**REQUEST**
Skip all pictures, then print the remaining material exactly.

**DATASET EXCERPT**
[start]
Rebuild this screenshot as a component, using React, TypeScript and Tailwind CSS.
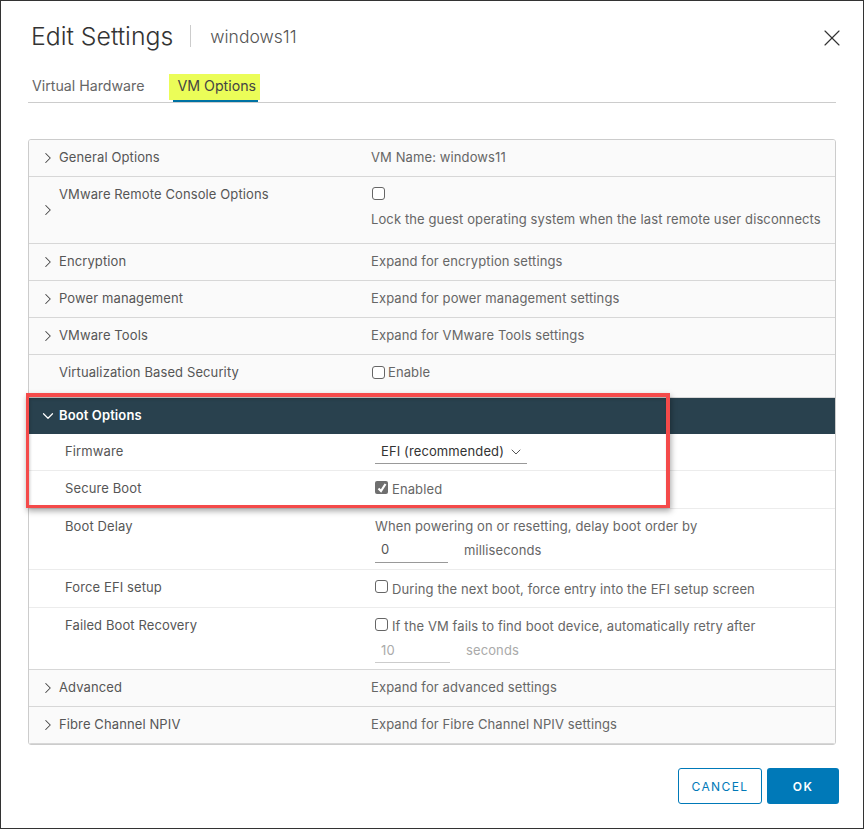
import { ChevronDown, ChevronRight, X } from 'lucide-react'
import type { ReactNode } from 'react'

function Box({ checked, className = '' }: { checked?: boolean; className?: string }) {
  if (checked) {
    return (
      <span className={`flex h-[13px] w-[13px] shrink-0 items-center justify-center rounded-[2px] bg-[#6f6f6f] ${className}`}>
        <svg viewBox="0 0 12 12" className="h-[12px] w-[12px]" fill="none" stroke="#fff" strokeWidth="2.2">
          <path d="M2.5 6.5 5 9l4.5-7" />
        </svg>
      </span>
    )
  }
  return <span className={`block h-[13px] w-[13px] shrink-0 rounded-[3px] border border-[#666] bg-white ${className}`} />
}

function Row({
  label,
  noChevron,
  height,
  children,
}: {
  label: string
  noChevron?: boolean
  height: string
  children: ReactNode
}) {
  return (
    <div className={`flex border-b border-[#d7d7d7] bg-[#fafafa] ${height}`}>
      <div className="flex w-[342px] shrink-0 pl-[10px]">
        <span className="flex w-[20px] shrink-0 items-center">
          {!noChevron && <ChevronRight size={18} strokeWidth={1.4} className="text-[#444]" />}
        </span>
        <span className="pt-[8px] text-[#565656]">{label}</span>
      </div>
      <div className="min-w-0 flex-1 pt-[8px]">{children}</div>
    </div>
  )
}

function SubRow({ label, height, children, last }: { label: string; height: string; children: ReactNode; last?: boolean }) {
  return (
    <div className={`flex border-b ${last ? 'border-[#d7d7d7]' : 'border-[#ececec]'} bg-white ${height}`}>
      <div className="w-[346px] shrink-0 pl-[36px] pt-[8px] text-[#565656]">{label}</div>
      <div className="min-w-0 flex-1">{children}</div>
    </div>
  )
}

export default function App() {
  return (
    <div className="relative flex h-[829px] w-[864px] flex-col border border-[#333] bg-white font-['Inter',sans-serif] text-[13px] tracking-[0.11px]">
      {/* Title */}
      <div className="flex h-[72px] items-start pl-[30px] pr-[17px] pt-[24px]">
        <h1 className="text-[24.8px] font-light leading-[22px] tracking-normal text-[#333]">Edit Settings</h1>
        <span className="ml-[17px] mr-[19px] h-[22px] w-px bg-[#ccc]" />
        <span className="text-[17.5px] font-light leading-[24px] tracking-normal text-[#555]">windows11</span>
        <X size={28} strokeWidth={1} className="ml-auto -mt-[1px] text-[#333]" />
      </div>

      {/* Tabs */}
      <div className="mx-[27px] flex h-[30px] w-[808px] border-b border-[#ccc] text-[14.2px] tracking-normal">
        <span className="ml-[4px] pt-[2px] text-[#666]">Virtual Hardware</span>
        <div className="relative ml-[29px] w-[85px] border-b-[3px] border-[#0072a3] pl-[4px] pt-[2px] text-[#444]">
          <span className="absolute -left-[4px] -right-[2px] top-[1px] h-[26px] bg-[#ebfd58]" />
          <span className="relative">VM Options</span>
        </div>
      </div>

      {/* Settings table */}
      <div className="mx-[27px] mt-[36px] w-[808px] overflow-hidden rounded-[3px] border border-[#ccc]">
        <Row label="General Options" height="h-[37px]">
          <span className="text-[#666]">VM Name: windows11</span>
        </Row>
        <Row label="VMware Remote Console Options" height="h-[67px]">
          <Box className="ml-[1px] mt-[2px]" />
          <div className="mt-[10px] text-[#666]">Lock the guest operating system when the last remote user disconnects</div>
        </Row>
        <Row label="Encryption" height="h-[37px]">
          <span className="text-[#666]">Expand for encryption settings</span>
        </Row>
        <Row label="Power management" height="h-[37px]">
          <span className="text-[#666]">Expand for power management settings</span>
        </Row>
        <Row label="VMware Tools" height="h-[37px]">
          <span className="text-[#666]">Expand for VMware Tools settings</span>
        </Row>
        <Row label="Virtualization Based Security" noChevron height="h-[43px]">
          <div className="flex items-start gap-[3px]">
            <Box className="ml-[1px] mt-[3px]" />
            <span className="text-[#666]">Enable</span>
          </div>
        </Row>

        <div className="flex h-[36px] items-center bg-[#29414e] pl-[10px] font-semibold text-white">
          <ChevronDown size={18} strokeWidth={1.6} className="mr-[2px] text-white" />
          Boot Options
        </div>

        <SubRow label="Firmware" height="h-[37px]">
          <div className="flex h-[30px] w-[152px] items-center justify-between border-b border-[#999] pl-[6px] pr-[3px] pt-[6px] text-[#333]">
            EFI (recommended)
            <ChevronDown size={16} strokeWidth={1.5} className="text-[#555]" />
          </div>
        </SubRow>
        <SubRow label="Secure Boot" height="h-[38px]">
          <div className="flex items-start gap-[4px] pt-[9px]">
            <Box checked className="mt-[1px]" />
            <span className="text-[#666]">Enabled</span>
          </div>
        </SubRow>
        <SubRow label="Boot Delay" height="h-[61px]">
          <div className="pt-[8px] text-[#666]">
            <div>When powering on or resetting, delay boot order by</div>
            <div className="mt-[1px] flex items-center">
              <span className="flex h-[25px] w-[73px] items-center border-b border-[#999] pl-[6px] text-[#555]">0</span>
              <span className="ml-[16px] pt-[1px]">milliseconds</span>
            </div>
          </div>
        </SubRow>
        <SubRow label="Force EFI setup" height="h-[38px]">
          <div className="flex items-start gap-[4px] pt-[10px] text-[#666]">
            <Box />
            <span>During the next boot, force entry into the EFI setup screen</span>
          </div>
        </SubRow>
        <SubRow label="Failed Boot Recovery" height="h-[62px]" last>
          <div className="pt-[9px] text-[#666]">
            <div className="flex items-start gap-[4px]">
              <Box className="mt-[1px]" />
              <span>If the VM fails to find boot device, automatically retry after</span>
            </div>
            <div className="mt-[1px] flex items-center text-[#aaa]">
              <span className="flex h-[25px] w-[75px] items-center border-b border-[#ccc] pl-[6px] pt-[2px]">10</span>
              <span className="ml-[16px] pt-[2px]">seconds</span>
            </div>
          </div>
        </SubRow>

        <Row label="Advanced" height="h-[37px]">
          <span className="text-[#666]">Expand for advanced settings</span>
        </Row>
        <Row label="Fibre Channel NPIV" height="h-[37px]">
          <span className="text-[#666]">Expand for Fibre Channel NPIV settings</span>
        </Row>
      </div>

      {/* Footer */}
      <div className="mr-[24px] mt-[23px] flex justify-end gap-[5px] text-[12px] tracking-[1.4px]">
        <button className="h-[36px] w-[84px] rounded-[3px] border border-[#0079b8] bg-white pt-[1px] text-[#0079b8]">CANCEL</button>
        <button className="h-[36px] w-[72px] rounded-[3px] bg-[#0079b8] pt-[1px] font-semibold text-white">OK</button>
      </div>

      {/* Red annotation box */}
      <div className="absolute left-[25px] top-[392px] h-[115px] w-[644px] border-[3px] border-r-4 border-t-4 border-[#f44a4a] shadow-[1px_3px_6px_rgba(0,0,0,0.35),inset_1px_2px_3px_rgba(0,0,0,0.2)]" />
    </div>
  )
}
[end]
**FINISHED ANSWER**
Rebuild this screenshot as a component, using React, TypeScript and Tailwind CSS.
import { ChevronDown, ChevronRight, X } from 'lucide-react'
import type { ReactNode } from 'react'

function Box({ checked, className = '' }: { checked?: boolean; className?: string }) {
  if (checked) {
    return (
      <span className={`flex h-[13px] w-[13px] shrink-0 items-center justify-center rounded-[2px] bg-[#6f6f6f] ${className}`}>
        <svg viewBox="0 0 12 12" className="h-[12px] w-[12px]" fill="none" stroke="#fff" strokeWidth="2.2">
          <path d="M2.5 6.5 5 9l4.5-7" />
        </svg>
      </span>
    )
  }
  return <span className={`block h-[13px] w-[13px] shrink-0 rounded-[3px] border border-[#666] bg-white ${className}`} />
}

function Row({
  label,
  noChevron,
  height,
  children,
}: {
  label: string
  noChevron?: boolean
  height: string
  children: ReactNode
}) {
  return (
    <div className={`flex border-b border-[#d7d7d7] bg-[#fafafa] ${height}`}>
      <div className="flex w-[342px] shrink-0 pl-[10px]">
        <span className="flex w-[20px] shrink-0 items-center">
          {!noChevron && <ChevronRight size={18} strokeWidth={1.4} className="text-[#444]" />}
        </span>
        <span className="pt-[8px] text-[#565656]">{label}</span>
      </div>
      <div className="min-w-0 flex-1 pt-[8px]">{children}</div>
    </div>
  )
}

function SubRow({ label, height, children, last }: { label: string; height: string; children: ReactNode; last?: boolean }) {
  return (
    <div className={`flex border-b ${last ? 'border-[#d7d7d7]' : 'border-[#ececec]'} bg-white ${height}`}>
      <div className="w-[346px] shrink-0 pl-[36px] pt-[8px] text-[#565656]">{label}</div>
      <div className="min-w-0 flex-1">{children}</div>
    </div>
  )
}

export default function App() {
  return (
    <div className="relative flex h-[829px] w-[864px] flex-col border border-[#333] bg-white font-['Inter',sans-serif] text-[13px] tracking-[0.11px]">
      {/* Title */}
      <div className="flex h-[72px] items-start pl-[30px] pr-[17px] pt-[24px]">
        <h1 className="text-[24.8px] font-light leading-[22px] tracking-normal text-[#333]">Edit Settings</h1>
        <span className="ml-[17px] mr-[19px] h-[22px] w-px bg-[#ccc]" />
        <span className="text-[17.5px] font-light leading-[24px] tracking-normal text-[#555]">windows11</span>
        <X size={28} strokeWidth={1} className="ml-auto -mt-[1px] text-[#333]" />
      </div>

      {/* Tabs */}
      <div className="mx-[27px] flex h-[30px] w-[808px] border-b border-[#ccc] text-[14.2px] tracking-normal">
        <span className="ml-[4px] pt-[2px] text-[#666]">Virtual Hardware</span>
        <div className="relative ml-[29px] w-[85px] border-b-[3px] border-[#0072a3] pl-[4px] pt-[2px] text-[#444]">
          <span className="absolute -left-[4px] -right-[2px] top-[1px] h-[26px] bg-[#ebfd58]" />
          <span className="relative">VM Options</span>
        </div>
      </div>

      {/* Settings table */}
      <div className="mx-[27px] mt-[36px] w-[808px] overflow-hidden rounded-[3px] border border-[#ccc]">
        <Row label="General Options" height="h-[37px]">
          <span className="text-[#666]">VM Name: windows11</span>
        </Row>
        <Row label="VMware Remote Console Options" height="h-[67px]">
          <Box className="ml-[1px] mt-[2px]" />
          <div className="mt-[10px] text-[#666]">Lock the guest operating system when the last remote user disconnects</div>
        </Row>
        <Row label="Encryption" height="h-[37px]">
          <span className="text-[#666]">Expand for encryption settings</span>
        </Row>
        <Row label="Power management" height="h-[37px]">
          <span className="text-[#666]">Expand for power management settings</span>
        </Row>
        <Row label="VMware Tools" height="h-[37px]">
          <span className="text-[#666]">Expand for VMware Tools settings</span>
        </Row>
        <Row label="Virtualization Based Security" noChevron height="h-[43px]">
          <div className="flex items-start gap-[3px]">
            <Box className="ml-[1px] mt-[3px]" />
            <span className="text-[#666]">Enable</span>
          </div>
        </Row>

        <div className="flex h-[36px] items-center bg-[#29414e] pl-[10px] font-semibold text-white">
          <ChevronDown size={18} strokeWidth={1.6} className="mr-[2px] text-white" />
          Boot Options
        </div>

        <SubRow label="Firmware" height="h-[37px]">
          <div className="flex h-[30px] w-[152px] items-center justify-between border-b border-[#999] pl-[6px] pr-[3px] pt-[6px] text-[#333]">
            EFI (recommended)
            <ChevronDown size={16} strokeWidth={1.5} className="text-[#555]" />
          </div>
        </SubRow>
        <SubRow label="Secure Boot" height="h-[38px]">
          <div className="flex items-start gap-[4px] pt-[9px]">
            <Box checked className="mt-[1px]" />
            <span className="text-[#666]">Enabled</span>
          </div>
        </SubRow>
        <SubRow label="Boot Delay" height="h-[61px]">
          <div className="pt-[8px] text-[#666]">
            <div>When powering on or resetting, delay boot order by</div>
            <div className="mt-[1px] flex items-center">
              <span className="flex h-[25px] w-[73px] items-center border-b border-[#999] pl-[6px] text-[#555]">0</span>
              <span className="ml-[16px] pt-[1px]">milliseconds</span>
            </div>
          </div>
        </SubRow>
        <SubRow label="Force EFI setup" height="h-[38px]">
          <div className="flex items-start gap-[4px] pt-[10px] text-[#666]">
            <Box />
            <span>During the next boot, force entry into the EFI setup screen</span>
          </div>
        </SubRow>
        <SubRow label="Failed Boot Recovery" height="h-[62px]" last>
          <div className="pt-[9px] text-[#666]">
            <div className="flex items-start gap-[4px]">
              <Box className="mt-[1px]" />
              <span>If the VM fails to find boot device, automatically retry after</span>
            </div>
            <div className="mt-[1px] flex items-center text-[#aaa]">
              <span className="flex h-[25px] w-[75px] items-center border-b border-[#ccc] pl-[6px] pt-[2px]">10</span>
              <span className="ml-[16px] pt-[2px]">seconds</span>
            </div>
          </div>
        </SubRow>

        <Row label="Advanced" height="h-[37px]">
          <span className="text-[#666]">Expand for advanced settings</span>
        </Row>
        <Row label="Fibre Channel NPIV" height="h-[37px]">
          <span className="text-[#666]">Expand for Fibre Channel NPIV settings</span>
        </Row>
      </div>

      {/* Footer */}
      <div className="mr-[24px] mt-[23px] flex justify-end gap-[5px] text-[12px] tracking-[1.4px]">
        <button className="h-[36px] w-[84px] rounded-[3px] border border-[#0079b8] bg-white pt-[1px] text-[#0079b8]">CANCEL</button>
        <button className="h-[36px] w-[72px] rounded-[3px] bg-[#0079b8] pt-[1px] font-semibold text-white">OK</button>
      </div>

      {/* Red annotation box */}
      <div className="absolute left-[25px] top-[392px] h-[115px] w-[644px] border-[3px] border-r-4 border-t-4 border-[#f44a4a] shadow-[1px_3px_6px_rgba(0,0,0,0.35),inset_1px_2px_3px_rgba(0,0,0,0.2)]" />
    </div>
  )
}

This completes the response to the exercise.